Books we have read are labeled:

  • SN for Shellie (10 read – 2 favorites)
  • JD for John (7 read – 4 favorites) 
  • Asterisks ** are for favorites!

Which of these classics have you read?  Which are your favorites?

Happy reading everyone – lets celebrate our freedom to choose.


Unknown said...

Thanks Anna -
I do get the site's updates in my mail box and thank you for the reminder. I am off to enter the giveaway now.

@parridhlantern said...

If my numeracy is fine, I've read about 25, from the post above.

Unknown said...

Gary -
Come back tomorrow after the whiskey wears off... *silly grin*

Wow 25 impressive.

I have a bunch of them on my list but I can only read so much when I am stressed... its been crazy!!!!

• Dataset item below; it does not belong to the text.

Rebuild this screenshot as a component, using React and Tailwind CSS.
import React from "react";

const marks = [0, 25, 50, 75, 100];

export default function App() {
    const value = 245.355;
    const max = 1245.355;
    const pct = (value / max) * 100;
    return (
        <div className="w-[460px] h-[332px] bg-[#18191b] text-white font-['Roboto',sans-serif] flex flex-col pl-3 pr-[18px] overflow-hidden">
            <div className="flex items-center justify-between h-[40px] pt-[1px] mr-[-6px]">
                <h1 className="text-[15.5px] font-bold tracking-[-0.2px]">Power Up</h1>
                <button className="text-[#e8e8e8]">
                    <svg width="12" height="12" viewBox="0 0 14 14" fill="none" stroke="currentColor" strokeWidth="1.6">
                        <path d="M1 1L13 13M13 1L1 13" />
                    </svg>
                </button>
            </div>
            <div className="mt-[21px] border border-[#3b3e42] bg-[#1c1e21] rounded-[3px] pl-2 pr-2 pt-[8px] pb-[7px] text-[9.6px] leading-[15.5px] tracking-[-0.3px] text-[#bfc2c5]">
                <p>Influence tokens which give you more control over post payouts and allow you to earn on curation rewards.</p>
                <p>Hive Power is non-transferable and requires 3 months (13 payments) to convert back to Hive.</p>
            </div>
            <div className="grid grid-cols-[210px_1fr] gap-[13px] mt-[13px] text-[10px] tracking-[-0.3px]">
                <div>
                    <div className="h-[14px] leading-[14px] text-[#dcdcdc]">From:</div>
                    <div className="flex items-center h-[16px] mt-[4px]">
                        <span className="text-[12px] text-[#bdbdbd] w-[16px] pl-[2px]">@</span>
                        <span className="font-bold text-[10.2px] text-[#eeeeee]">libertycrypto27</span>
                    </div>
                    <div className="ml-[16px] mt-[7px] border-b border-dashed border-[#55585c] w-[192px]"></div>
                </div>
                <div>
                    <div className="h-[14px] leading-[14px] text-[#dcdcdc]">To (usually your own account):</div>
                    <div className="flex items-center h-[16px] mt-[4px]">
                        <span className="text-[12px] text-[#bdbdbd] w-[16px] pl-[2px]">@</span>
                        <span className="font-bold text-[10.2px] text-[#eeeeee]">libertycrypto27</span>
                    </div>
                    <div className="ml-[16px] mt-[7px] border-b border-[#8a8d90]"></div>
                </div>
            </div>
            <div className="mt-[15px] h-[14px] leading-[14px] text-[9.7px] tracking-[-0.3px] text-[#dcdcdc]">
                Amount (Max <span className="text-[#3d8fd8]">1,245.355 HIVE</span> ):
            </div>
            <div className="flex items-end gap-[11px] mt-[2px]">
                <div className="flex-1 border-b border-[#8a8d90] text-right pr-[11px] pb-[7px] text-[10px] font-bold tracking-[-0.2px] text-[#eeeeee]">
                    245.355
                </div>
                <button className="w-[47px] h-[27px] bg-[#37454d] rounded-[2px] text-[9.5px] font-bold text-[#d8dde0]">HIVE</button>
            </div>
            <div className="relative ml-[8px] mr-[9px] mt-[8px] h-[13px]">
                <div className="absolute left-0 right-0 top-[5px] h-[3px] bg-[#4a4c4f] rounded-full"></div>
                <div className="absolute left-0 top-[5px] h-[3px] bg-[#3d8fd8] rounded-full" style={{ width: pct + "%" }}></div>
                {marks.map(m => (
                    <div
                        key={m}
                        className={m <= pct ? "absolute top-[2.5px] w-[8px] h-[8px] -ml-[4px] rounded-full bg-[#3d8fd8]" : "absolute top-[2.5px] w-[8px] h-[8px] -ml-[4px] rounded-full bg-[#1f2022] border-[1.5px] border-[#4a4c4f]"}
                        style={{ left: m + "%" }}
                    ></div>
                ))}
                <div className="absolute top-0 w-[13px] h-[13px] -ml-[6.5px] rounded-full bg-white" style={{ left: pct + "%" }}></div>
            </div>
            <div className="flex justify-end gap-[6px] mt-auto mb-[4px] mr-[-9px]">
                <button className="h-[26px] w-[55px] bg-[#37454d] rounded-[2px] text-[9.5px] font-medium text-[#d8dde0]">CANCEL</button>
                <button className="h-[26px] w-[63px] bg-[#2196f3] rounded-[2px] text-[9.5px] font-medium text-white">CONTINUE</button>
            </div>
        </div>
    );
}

Now which are you uber-favoites?

@parridhlantern said...

despite one of the most despicable characters in the literary world, love lolita, enjoyed Haddon's book, Ulysses is fantastic & The Lord of the Flies - William Golding is a great book, 1984, George Orwell, I have a love/hate relationship that goes back to my school-days. Catch-22, by Joseph Heller, Brave New World,Aldous Huxley, Animal Farm, George Orwell. Will stop here because otherwise I'd just keep going, there's such a plethora of wonderful books here that some numbskull without an iota of functioning neurones deemed unsuitable & instead of placing them back on the shelf for another person decided to light bonfires and ruin it for all.

Unknown said...

Gary -
I do have to agree. You would think they could go out and help end world hunger, or volunteer at a woman's shelter or more instead of silly stuff like this.

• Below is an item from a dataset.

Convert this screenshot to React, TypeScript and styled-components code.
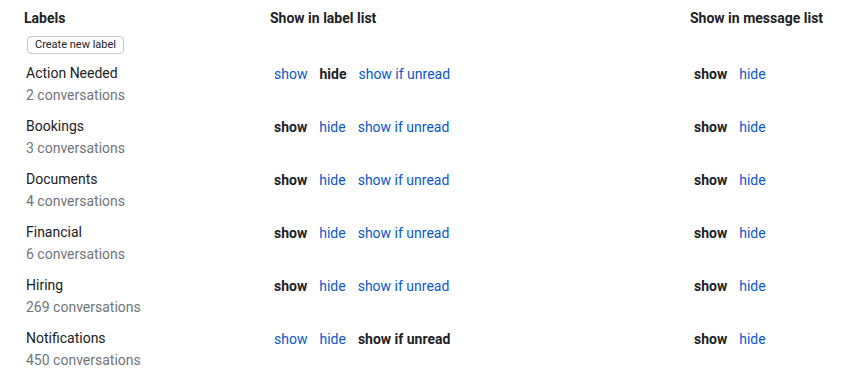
import React, { useState } from 'react';
import styled, { createGlobalStyle } from 'styled-components';

const GlobalStyle = createGlobalStyle`
  body {
    margin: 0;
    background: #fff;
    font-family: Roboto, "Liberation Sans", Arial, sans-serif;
    color: #202124;
  }
`;

const Page = styled.div`
  padding: 10px 0 0 24px;
`;

const Row = styled.div`
  display: grid;
  grid-template-columns: 246px 420px 1fr;
  align-items: start;
`;

const HeaderRow = styled(Row)`
  padding-bottom: 8px;
`;

const HeadCell = styled.div`
  font-size: 14px;
  font-weight: 700;
  line-height: 16px;
`;

const CreateButton = styled.button`
  display: block;
  margin: 10px 0 0 3px;
  height: 18px;
  padding: 0 7px;
  border: 1px solid #c4c7c5;
  border-radius: 4px;
  background: #fff;
  font-family: Roboto, "Liberation Sans", Arial, sans-serif;
  font-size: 11px;
  color: #202124;
  line-height: 16px;
  cursor: pointer;
`;

const LabelRow = styled(Row)`
  padding-bottom: 9px;
`;

const NameCell = styled.div`
  padding-left: 2px;
  font-size: 14px;
  line-height: 22px;
`;

const Count = styled.div`
  color: #70757a;
`;

const OptionCell = styled.div`
  display: flex;
  gap: 12px;
  padding: 1px 0 0 4px;
  font-size: 14px;
  line-height: 22px;
`;

const Option = styled.span<{ $active: boolean }>`
  color: ${(p) => (p.$active ? '#202124' : '#0b57d0')};
  font-weight: ${(p) => (p.$active ? 700 : 400)};
  cursor: ${(p) => (p.$active ? 'default' : 'pointer')};
`;

type LabelVis = 'show' | 'hide' | 'show if unread';
type MsgVis = 'show' | 'hide';

interface Label {
  name: string;
  count: number;
  list: LabelVis;
  message: MsgVis;
}

const initial: Label[] = [
  { name: 'Action Needed', count: 2, list: 'hide', message: 'show' },
  { name: 'Bookings', count: 3, list: 'show', message: 'show' },
  { name: 'Documents', count: 4, list: 'show', message: 'show' },
  { name: 'Financial', count: 6, list: 'show', message: 'show' },
  { name: 'Hiring', count: 269, list: 'show', message: 'show' },
  { name: 'Notifications', count: 450, list: 'show if unread', message: 'show' },
];

const listOptions: LabelVis[] = ['show', 'hide', 'show if unread'];
const msgOptions: MsgVis[] = ['show', 'hide'];

const App: React.FC = () => {
  const [labels, setLabels] = useState(initial);

  const update = (i: number, patch: Partial<Label>) => {
    setLabels(labels.map((l, j) => (j === i ? { ...l, ...patch } : l)));
  };

  return (
    <Page>
      <GlobalStyle />
      <HeaderRow>
        <div>
          <HeadCell>Labels</HeadCell>
          <CreateButton>Create new label</CreateButton>
        </div>
        <HeadCell>Show in label list</HeadCell>
        <HeadCell>Show in message list</HeadCell>
      </HeaderRow>
      {labels.map((l, i) => (
        <LabelRow key={l.name}>
          <NameCell>
            {l.name}
            <Count>{l.count} conversations</Count>
          </NameCell>
          <OptionCell>
            {listOptions.map((o) => (
              <Option key={o} $active={l.list === o} onClick={() => update(i, { list: o })}>
                {o}
              </Option>
            ))}
          </OptionCell>
          <OptionCell>
            {msgOptions.map((o) => (
              <Option key={o} $active={l.message === o} onClick={() => update(i, { message: o })}>
                {o}
              </Option>
            ))}
          </OptionCell>
        </LabelRow>
      ))}
    </Page>
  );
};

export default App;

I love loved Lolita - and I was so completely surprised how wonderful and accessible it was. Yes Humbert Humbert is despicable yet you almost like him which proves to the amazing writing skills of Nabokov.

Funny thing is some of these forced reads for school I can not remember... educators should know this by now. Kids should choose - I think - from a list.

Thanks for you input have a great weekend!